▶ [Source data]
## BEGIN
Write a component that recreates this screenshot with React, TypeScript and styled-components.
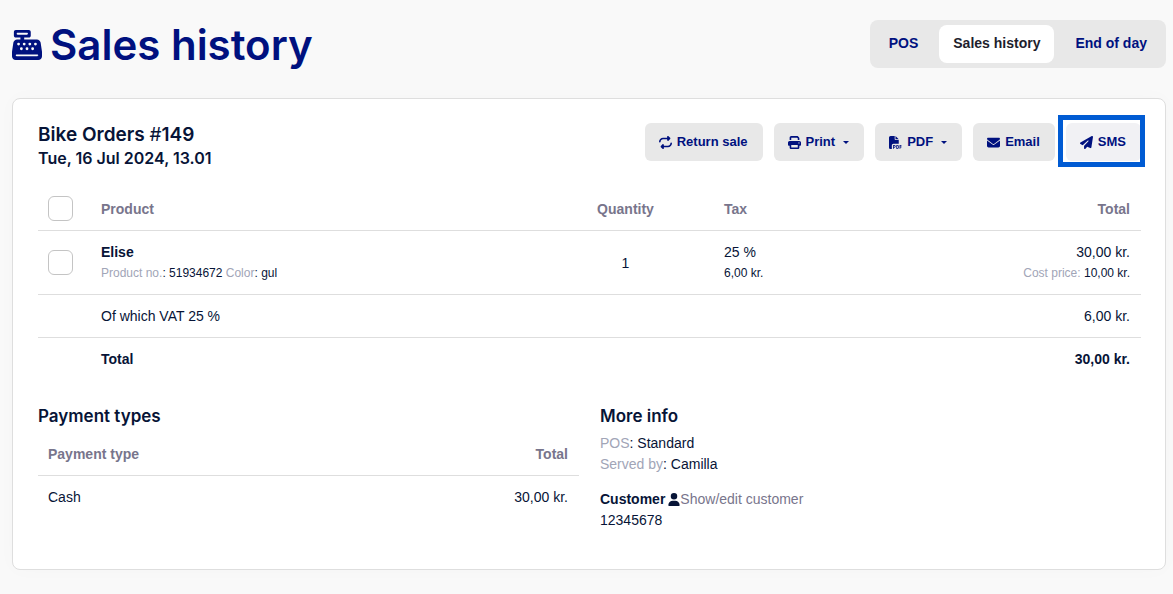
## END
## BEGIN
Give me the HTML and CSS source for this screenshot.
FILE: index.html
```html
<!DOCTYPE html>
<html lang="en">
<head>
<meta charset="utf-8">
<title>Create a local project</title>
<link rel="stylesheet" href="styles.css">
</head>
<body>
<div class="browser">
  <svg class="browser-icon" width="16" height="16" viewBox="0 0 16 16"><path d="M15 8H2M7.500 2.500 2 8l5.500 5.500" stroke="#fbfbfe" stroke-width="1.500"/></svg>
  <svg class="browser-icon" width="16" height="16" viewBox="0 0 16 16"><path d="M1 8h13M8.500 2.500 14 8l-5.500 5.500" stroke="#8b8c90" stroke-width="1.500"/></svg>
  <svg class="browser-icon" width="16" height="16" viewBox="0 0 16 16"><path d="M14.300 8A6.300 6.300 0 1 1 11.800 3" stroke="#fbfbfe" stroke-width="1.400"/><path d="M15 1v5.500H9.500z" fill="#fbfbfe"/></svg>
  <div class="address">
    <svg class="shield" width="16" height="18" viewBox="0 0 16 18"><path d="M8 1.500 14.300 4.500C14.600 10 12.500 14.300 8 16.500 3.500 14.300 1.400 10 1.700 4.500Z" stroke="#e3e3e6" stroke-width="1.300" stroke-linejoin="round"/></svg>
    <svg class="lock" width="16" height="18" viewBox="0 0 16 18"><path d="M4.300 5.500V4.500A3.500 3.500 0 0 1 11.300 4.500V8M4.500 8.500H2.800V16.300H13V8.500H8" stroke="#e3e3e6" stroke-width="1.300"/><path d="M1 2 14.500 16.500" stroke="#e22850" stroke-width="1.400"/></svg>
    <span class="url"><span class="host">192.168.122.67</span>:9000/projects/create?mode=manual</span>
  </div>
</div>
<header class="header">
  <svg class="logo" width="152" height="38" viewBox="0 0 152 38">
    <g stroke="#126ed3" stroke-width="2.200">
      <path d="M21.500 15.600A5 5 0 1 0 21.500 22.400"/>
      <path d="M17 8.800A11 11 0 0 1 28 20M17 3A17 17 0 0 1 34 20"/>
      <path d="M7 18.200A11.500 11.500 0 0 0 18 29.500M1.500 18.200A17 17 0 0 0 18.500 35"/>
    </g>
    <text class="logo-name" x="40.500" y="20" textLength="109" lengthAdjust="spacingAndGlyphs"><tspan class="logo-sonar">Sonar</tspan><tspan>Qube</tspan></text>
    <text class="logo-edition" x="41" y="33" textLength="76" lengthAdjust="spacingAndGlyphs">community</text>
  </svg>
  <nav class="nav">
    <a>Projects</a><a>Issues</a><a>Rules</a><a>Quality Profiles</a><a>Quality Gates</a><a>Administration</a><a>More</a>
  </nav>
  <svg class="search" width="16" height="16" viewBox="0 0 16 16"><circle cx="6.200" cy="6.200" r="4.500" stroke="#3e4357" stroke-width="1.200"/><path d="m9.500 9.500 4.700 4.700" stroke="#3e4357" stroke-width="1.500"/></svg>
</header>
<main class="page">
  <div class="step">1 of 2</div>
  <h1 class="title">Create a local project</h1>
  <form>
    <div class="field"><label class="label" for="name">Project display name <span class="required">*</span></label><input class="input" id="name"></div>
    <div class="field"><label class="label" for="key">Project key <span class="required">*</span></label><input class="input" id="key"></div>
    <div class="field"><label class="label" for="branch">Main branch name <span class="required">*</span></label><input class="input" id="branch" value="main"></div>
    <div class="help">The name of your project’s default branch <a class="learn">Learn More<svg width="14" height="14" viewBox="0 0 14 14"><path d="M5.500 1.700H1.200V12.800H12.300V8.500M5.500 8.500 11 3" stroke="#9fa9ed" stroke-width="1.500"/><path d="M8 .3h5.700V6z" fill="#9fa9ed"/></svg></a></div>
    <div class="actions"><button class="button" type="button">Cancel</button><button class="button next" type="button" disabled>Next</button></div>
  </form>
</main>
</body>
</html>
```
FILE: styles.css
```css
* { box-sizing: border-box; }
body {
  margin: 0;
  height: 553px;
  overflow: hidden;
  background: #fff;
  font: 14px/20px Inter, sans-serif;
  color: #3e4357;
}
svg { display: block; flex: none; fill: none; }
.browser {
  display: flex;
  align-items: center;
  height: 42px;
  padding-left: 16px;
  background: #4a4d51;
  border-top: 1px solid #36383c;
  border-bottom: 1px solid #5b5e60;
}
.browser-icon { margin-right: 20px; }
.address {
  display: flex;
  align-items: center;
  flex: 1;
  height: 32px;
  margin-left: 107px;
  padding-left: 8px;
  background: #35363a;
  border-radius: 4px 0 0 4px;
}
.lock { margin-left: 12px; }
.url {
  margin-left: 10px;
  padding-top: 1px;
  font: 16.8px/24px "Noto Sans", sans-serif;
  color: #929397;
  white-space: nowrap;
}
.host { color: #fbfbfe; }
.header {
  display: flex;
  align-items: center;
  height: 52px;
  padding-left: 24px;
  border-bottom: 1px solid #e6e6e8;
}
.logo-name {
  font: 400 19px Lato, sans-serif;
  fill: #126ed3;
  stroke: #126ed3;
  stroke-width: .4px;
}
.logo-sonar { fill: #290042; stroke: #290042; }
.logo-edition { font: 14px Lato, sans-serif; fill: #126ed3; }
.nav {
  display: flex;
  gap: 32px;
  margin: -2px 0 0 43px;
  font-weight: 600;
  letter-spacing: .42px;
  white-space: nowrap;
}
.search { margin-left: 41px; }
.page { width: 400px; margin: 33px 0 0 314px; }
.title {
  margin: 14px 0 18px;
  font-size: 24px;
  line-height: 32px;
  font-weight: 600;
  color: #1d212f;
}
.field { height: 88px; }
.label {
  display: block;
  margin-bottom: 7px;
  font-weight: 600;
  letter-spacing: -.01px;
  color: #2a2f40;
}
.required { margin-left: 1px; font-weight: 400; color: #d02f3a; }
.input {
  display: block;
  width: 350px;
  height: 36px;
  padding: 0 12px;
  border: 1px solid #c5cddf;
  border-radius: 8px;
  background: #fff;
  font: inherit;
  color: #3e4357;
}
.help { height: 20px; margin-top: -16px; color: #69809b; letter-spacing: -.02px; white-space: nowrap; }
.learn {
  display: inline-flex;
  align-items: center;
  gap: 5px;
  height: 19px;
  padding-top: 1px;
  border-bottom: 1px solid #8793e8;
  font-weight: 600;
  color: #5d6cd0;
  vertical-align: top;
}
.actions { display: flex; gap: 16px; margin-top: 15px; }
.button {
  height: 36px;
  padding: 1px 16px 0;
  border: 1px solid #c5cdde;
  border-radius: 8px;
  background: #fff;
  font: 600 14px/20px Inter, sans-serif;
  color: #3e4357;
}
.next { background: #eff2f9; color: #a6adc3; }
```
## END
Copy every line of the records above that contains "screenshot".

▶ [Answer in full]
Write a component that recreates this screenshot with React, TypeScript and styled-components.
Give me the HTML and CSS source for this screenshot.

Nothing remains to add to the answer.